A prix d’ailleurs très variables. Aux temps modernes, il ne se voyait guère de médecins gagés à l’année et défrayés, comme au moyen âge, chez les seigneurs auxquels ils « appartenaient, » sauf les médecins des princes et du roi ayant « bouche, à la Cour. » Le « premier médecin » était, au point de vue pécuniaire, hors de pair. Outre les appointemens de sa charge — et l’on a vu ce que d’Aquin savait en tirer, — son successeur Fagon touchait au Jardin des Plantes, dont il était de droit surintendant, 28 000 francs par an ; tandis que l’aîné des Jussieu s’y contentait de 4 000 francs comme « démonstrateur. »

Mais ces postes lucratifs coûtaient assez cher.

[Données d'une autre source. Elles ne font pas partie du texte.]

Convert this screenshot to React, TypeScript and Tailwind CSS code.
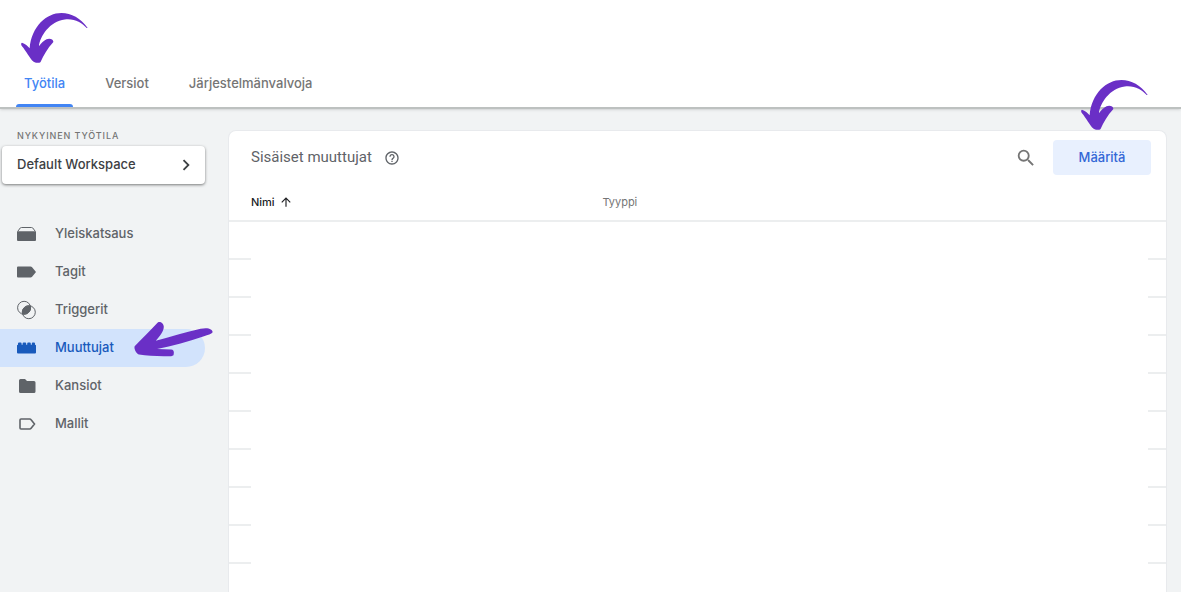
import React from 'react';
import { MdArrowUpward, MdChevronRight, MdHelpOutline, MdSearch } from 'react-icons/md';

const OverviewIcon: React.FC = () => (
  <svg viewBox="0 0 20 16" className="w-5 h-4" fill="currentColor">
    <path d="M1 5.2h19V14q0 1-1 1H2q-1 0-1-1z" />
    <path d="M2 5 4.2 2Q4.7 1.5 5.5 1.5h10q.8 0 1.3.5L19 5" fill="none" stroke="currentColor" strokeWidth="1" />
  </svg>
);

const TagIcon: React.FC = () => (
  <svg viewBox="0 0 20 12" className="w-5 h-3" fill="currentColor">
    <path d="M2 0.5h12.5q1 0 1.6.8L20 6l-3.9 4.7q-.6.8-1.6.8H2q-1 0-1-1v-9q0-1 1-1z" />
  </svg>
);

const TriggerIcon: React.FC = () => (
  <svg viewBox="0 0 20 20" className="w-5 h-5" fill="none" stroke="currentColor" strokeWidth="1">
    <circle cx="8.1" cy="7.8" r="6.5" />
    <circle cx="12.8" cy="12.2" r="6.5" />
    <path d="M6.5 13.9A6.5 6.5 0 0 1 14.4 6.1 6.5 6.5 0 0 1 6.5 13.9z" fill="currentColor" />
  </svg>
);

const VariableIcon: React.FC = () => (
  <svg viewBox="0 0 20 12" className="w-5 h-3" fill="currentColor">
    <path d="M1 3.5q0-.8 1-.8V1.5q0-1 1-1h1.6q1 0 1 1v1.2h1V1.5q0-1 1-1h1.6q1 0 1 1v1.2h1V1.5q0-1 1-1h1.6q1 0 1 1v1.2h1V1.5q0-1 1-1H18q1 0 1 1v1.2q1 0 1 .8v7q0 1-1 1H2q-1 0-1-1z" />
  </svg>
);

const FolderIcon: React.FC = () => (
  <svg viewBox="0 0 20 14" className="w-5 h-3.5" fill="currentColor">
    <path d="M4.5 0H9l2 2h7q1.5 0 1.5 1.5v9Q19.500 14 18 14H4.500Q3 14 3 12.500v-11Q3 0 4.500 0z" />
  </svg>
);

const TemplateIcon: React.FC = () => (
  <svg viewBox="0 0 20 12" className="w-5 h-3" fill="none" stroke="currentColor" strokeWidth="1.6">
    <path d="M5 1h8.700q.9 0 1.400.700L18.500 6l-3.400 4.300q-.5.700-1.400.700H5q-1 0-1-1V2q0-1 1-1z" />
  </svg>
);

const CurvedArrow: React.FC<{ className: string }> = ({ className }) => (
  <svg
    viewBox="63 38 202 150"
    className={`absolute w-[67px] h-[50px] pointer-events-none ${className}`}
    fill="#6a2fc6"
    aria-hidden="true"
  >
    <path d="M264 83C243 54 215 38 185 38C140 38 95 78 89 144C84 138 75 129 66 127C62 128 63 134 66 138C78 152 90 175 100 184C106 189 118 189 122 185C132 165 142 145 160 126C163 118 150 112 140 117C132 121 124 129 117 138C120 108 150 62 195 57C225 54 245 65 261 83Z" />
  </svg>
);

const StraightArrow: React.FC<{ className: string }> = ({ className }) => (
  <svg
    viewBox="401 5 236 107"
    className={`absolute w-[79px] h-9 pointer-events-none ${className}`}
    fill="#6a2fc6"
    aria-hidden="true"
  >
    <path d="M403 80C425 58 448 34 472 9C480 4 490 12 490 22C490 36 478 50 466 64C510 52 555 38 600 28C622 23 636 29 636 38C632 44 622 46 610 50C565 66 515 80 470 88L512 90C521 91 521 98 519 107C512 112 500 110 490 110C462 110 438 109 416 105C408 102 400 88 403 80Z" />
  </svg>
);

const tabs = [
  { label: 'Työtila', active: true },
  { label: 'Versiot', active: false },
  { label: 'Järjestelmänvalvoja', active: false },
];

const navItems = [
  { label: 'Yleiskatsaus', icon: <OverviewIcon /> },
  { label: 'Tagit', icon: <TagIcon /> },
  { label: 'Triggerit', icon: <TriggerIcon /> },
  { label: 'Muuttujat', icon: <VariableIcon />, active: true },
  { label: 'Kansiot', icon: <FolderIcon /> },
  { label: 'Mallit', icon: <TemplateIcon /> },
];

const rows = Array.from({ length: 9 }, (_, i) => i);

const App: React.FC = () => {
  return (
    <div className="min-h-screen flex flex-col bg-[#f1f3f4] font-[Inter,sans-serif] text-[#5f6368]">
      <header className="relative bg-white pt-15 border-b-2 border-[#bdc1c0] shadow-sm">
        <nav className="flex gap-6 px-4">
          {tabs.map((tab) => (
            <a
              key={tab.label}
              href="#"
              className={`relative h-[47px] px-2 flex items-center text-[13px] font-medium ${
                tab.active ? 'text-[#4285f4]' : 'text-[#757575]'
              }`}
            >
              {tab.label}
              {tab.active && (
                <span className="absolute inset-x-0 bottom-0 h-[3px] rounded-t bg-[#4285f4]" />
              )}
            </a>
          ))}
        </nav>
        <CurvedArrow className="left-[21px] top-[13px]" />
      </header>

      <div className="flex-1 flex">
        <aside className="w-[205px] shrink-0 mr-[23px]">
          <p className="pt-[19px] pl-[17px] text-[9px] leading-4 font-medium tracking-widest text-[#757575]">
            NYKYINEN TYÖTILA
          </p>
          <button className="mt-0.5 ml-0.5 w-[203px] h-[38px] pl-[15px] pr-2 flex items-center justify-between rounded bg-white shadow-[0_1px_3px_rgba(0,0,0,0.5)] text-[13px] font-medium text-[#3c4043]">
            Default Workspace
            <MdChevronRight size={22} />
          </button>
          <nav className="mt-[31px]">
            {navItems.map((item) => (
              <a
                key={item.label}
                href="#"
                className={`relative h-[38px] pl-4 flex items-center gap-[19px] text-[13px] font-medium ${
                  item.active ? 'rounded-r-full bg-[#d2e3fc] text-[#185abc]' : ''
                }`}
              >
                {item.icon}
                {item.label}
                {item.active && <StraightArrow className="left-[134px] -top-2" />}
              </a>
            ))}
          </nav>
        </aside>

        <main className="flex-1 mt-[21px] mr-3.5 rounded-t-lg border border-b-0 border-[#e8eaed] bg-white">
          <div className="h-[53px] pl-[22px] pr-[15px] flex items-center">
            <h1 className="font-[Roboto,sans-serif] text-[15px]">Sisäiset muuttujat</h1>
            <button aria-label="Ohje" className="ml-3">
              <MdHelpOutline size={16} />
            </button>
            <button aria-label="Haku" className="ml-auto mr-4 text-[#757575]">
              <MdSearch size={22} />
            </button>
            <div className="relative">
              <button className="w-[98px] h-[35px] rounded bg-[#e8f0fe] text-[13px] font-medium text-[#3367d6]">
                Määritä
              </button>
              <CurvedArrow className="left-7 -top-15" />
            </div>
          </div>

          <table className="w-full table-fixed border-separate border-spacing-0 text-left text-[11px]">
            <colgroup>
              <col className="w-[22px]" />
              <col className="w-[37.5%]" />
              <col />
              <col className="w-[18px]" />
            </colgroup>
            <thead>
              <tr className="h-[38px]">
                <td className="border-b-2 border-[#eceeef]" />
                <th className="border-b-2 border-[#eceeef] font-medium text-[#202124]">
                  <span className="flex items-center gap-1">
                    Nimi
                    <MdArrowUpward size={14} />
                  </span>
                </th>
                <th className="border-b-2 border-[#eceeef] font-normal text-[#757575]">Tyyppi</th>
                <td className="border-b-2 border-[#eceeef]" />
              </tr>
            </thead>
            <tbody>
              {rows.map((row) => (
                <tr key={row} className="h-[38px]">
                  <td className="border-b-2 border-[#eceeef]" />
                  <td />
                  <td />
                  <td className="border-b-2 border-[#eceeef]" />
                </tr>
              ))}
            </tbody>
          </table>
        </main>
      </div>
    </div>
  );
};

export default App;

L’emploi de médecin ordinaire du Roi s’achetait 210 000 francs, soit ostensiblement, soit en secret, sous forme de pot-de-vin versé à de puissans protecteurs par celui qui paraissait nommé gratis. À ces exceptions près, il n’y avait de médecins à traitemens fixes que ceux des hospices, ou de quelques établissemens industriels : tel celui de la saunerie de Salins (Franche-Comté), attitré « pour la Visitation des officiers et ouvriers, » qui recevait 250 francs par an. Aujourd’hui, les médecins attachés, par contrat, à certaines de nos grandes usines métallurgiques ou alimentaires ont environ 12 000 francs d’appointemens.

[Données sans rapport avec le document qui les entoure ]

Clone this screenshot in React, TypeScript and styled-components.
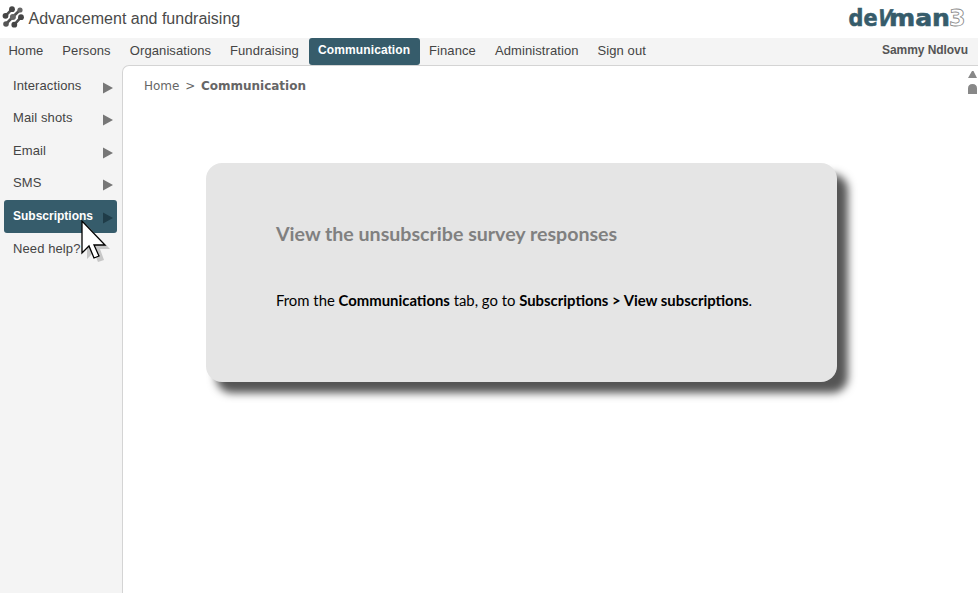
import React from 'react';
import styled, { createGlobalStyle } from 'styled-components';

const Global = createGlobalStyle`
  * { box-sizing: border-box; }
  body { margin: 0; background: #fff; font-family: "Liberation Sans", Arial, sans-serif; overflow: hidden; }
`;

const Page = styled.div`
  display: flex; flex-direction: column; width: 978px; height: 593px; background: #f4f4f4;
`;
const Header = styled.header`
  display: flex; align-items: center; justify-content: space-between; height: 38px; padding: 0 11px 0 2px; background: #fff;
`;
const Brand = styled.div`
  display: flex; align-items: center; height: 36px; color: #4a4a4a; font-size: 16px; line-height: 20px;
  svg { display: block; margin-right: 3.5px; margin-top: -3px; }
`;
const LogoSvg = styled.svg`display: block; overflow: visible;`;
const Nav = styled.nav`
  display: flex; height: 27px; flex: none; color: #444; font-size: 13px; letter-spacing: 0.09px;
`;
const NavItem = styled.a<{ $width: number; $active?: boolean }>`
  width: ${p => p.$width}px; padding-left: 9px; line-height: 25px; white-space: nowrap;
  &:first-child { padding-left: 8.4px; }
  ${p => p.$active && `background: #365c6b; color: #fff; font-weight: bold; font-size: 12px; border-radius: 3px; letter-spacing: .12px;`}
`;
const User = styled.div`
  margin-left: auto; padding-right: 10px; color: #555; font-weight: bold; font-size: 12px; line-height: 24px; letter-spacing: -0.06px;
`;
const Body = styled.div`display: flex; flex: 1; min-height: 0;`;
const Sidebar = styled.aside`width: 122px; flex: none; padding: 4.9px 5px 0 4px;`;
const SideItem = styled.div<{ $active?: boolean }>`
  display: flex; justify-content: space-between; height: ${p => (p.$active ? 33 : 32.5)}px; padding: 0 4px 0 9px;
  color: ${p => (p.$active ? '#fff' : '#444')}; font-size: ${p => (p.$active ? 12 : 13)}px;
  font-weight: ${p => (p.$active ? 'bold' : 'normal')}; line-height: ${p => (p.$active ? 32 : 31)}px;
  letter-spacing: ${p => (p.$active ? 0 : 0.1)}px;
  background: ${p => (p.$active ? '#365c6b' : 'transparent')}; border-radius: 3px;
  svg { display: block; margin-top: 12px; fill: ${p => (p.$active ? '#1f3c48' : '#777')}; }
`;
const Main = styled.main`
  position: relative; flex: 1; background: #fff; border: 1px solid #d4d4d4; border-width: 1px 0 0 1px; border-top-left-radius: 7px;
`;
const Crumbs = styled.div`
  display: flex; gap: 5.7px; padding: 12px 0 0 21px; color: #666; font: 12px/16px "DejaVu Sans", Verdana, sans-serif; height: 96.6px;
`;
const Card = styled.section`
  width: 631.4px; height: 219px; margin-left: 82.5px; padding: 57.4px 0 0 70.5px; border-radius: 16px; background: #e5e5e5;
  box-shadow: 10.5px 11px 8px #555; font-family: Lato, Carlito, sans-serif;
`;
const Title = styled.h1`margin: 0; color: #808080; font-size: 19.6px; line-height: 28px; font-weight: bold; white-space: nowrap;`;
const Copy = styled.p`margin: 40.4px 0 0; color: #000; font-size: 14.86px; line-height: 24px; white-space: nowrap;`;
const ScrollMarks = styled.svg`position: absolute; right: 0; top: 4px;`;
const Cursor = styled.svg`position: absolute; left: 79px; top: 218px;`;

const Mark = () => (
  <svg width="23" height="23" viewBox="0 0 23 23" stroke="#505050" strokeWidth="2.6" fill="#454545">
    <path d="M3.5 9.8L10 3.2M4 18L10.7 11L18 4M12.3 18.7L19 11.2" />
    <g stroke="none">
      <circle cx="10" cy="3.2" r="2.9" /><circle cx="18" cy="4" r="2.6" fill="#666" />
      <circle cx="3.5" cy="9.8" r="2.9" /><circle cx="10.9" cy="11" r="3" fill="#666" /><circle cx="19" cy="11.2" r="2.9" />
      <circle cx="4" cy="18" r="2.8" fill="#555" /><circle cx="12.3" cy="18.7" r="2.9" />
    </g>
  </svg>
);

const Logo = () => (
  <LogoSvg width="118" height="38" viewBox="0 0 118 38" fontFamily="DejaVu Sans, Verdana, sans-serif" fontWeight="bold" fontSize="22.5" fill="#365c6b">
    <g stroke="#365c6b" strokeWidth="0.6">
      <text x="-0.5" y="26" textLength="29" lengthAdjust="spacingAndGlyphs">de</text>
      <text transform="translate(27.2 26) skewX(-13)" textLength="13.5" lengthAdjust="spacingAndGlyphs">V</text>
      <text x="40" y="26" textLength="61" lengthAdjust="spacingAndGlyphs">man</text>
    </g>
    <text x="100" y="26" fill="#fff" stroke="#888" strokeWidth="0.8" textLength="16.5" lengthAdjust="spacingAndGlyphs">3</text>
  </LogoSvg>
);

const nav: [string, number, boolean?][] = [
  ['Home', 53.3], ['Persons', 67.5], ['Organisations', 100.2], ['Fundraising', 88], ['Communication', 111, true],
  ['Finance', 66], ['Administration', 102.5], ['Sign out', 80],
];
const side = ['Interactions', 'Mail shots', 'Email', 'SMS', 'Subscriptions', 'Need help?'];

export default function App() {
  return (
    <>
      <Global />
      <Page>
        <Header><Brand><Mark />Advancement and fundraising</Brand><Logo /></Header>
        <Nav>
          {nav.map(([t, w, a]) => <NavItem key={t} $width={w} $active={a}>{t}</NavItem>)}
          <User>Sammy Ndlovu</User>
        </Nav>
        <Body>
          <Sidebar>
            {side.map((t, i) => (
              <SideItem key={t} $active={i === 4}>{t}{i < 5 && <svg width="10" height="12"><path d="M0 0.5L10 6L0 11.5Z" /></svg>}</SideItem>
            ))}
          </Sidebar>
          <Main>
            <Crumbs><span>Home</span><span>&gt;</span><b>Communication</b></Crumbs>
            <Card>
              <Title>View the unsubscribe survey responses</Title>
              <Copy>From the <b>Communications</b> tab, go to <b>Subscriptions &gt; View subscriptions</b>.</Copy>
            </Card>
            <ScrollMarks width="11" height="25" fill="#888"><path d="M1 8L5 1H6.5L10 8ZM1 24V18.5Q1 14 5.5 14T10 18.5V24Z" /></ScrollMarks>
          </Main>
        </Body>
      </Page>
      <Cursor width="34" height="48" viewBox="0 0 34 48">
        <path d="M8 7V41L15 34L19 44L25 42L21 31H31Z" fill="#999" opacity=".5" />
        <path d="M3 3V35L10 28L15 40L20 38L15 27H26Z" fill="#fff" stroke="#000" strokeWidth="1.3" />
      </Cursor>
    </>
  );
}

Comme le médecin contemporain, celui des derniers siècles vivait de ses honoraires, mais il en vivait très modestement ; non seulement parce que ses visites étaient moins rétribuées, mais aussi, parce qu’il en faisait beaucoup moins. En province, aujourd’hui, la visite se paie de 3 à 5 francs, plus une indemnité de déplacement d’environ un franc par kilomètre, qui égalise les situations des médecins de campagne et de petites villes. A Paris, les honoraires varient de 3 francs, dans les quartiers ouvriers, et de S francs dans les autres, jusqu’à 50 francs pour les « consultations de médecins d’hôpitaux et jusqu’à 100 francs pour ceux qui ont titre de « professeurs. »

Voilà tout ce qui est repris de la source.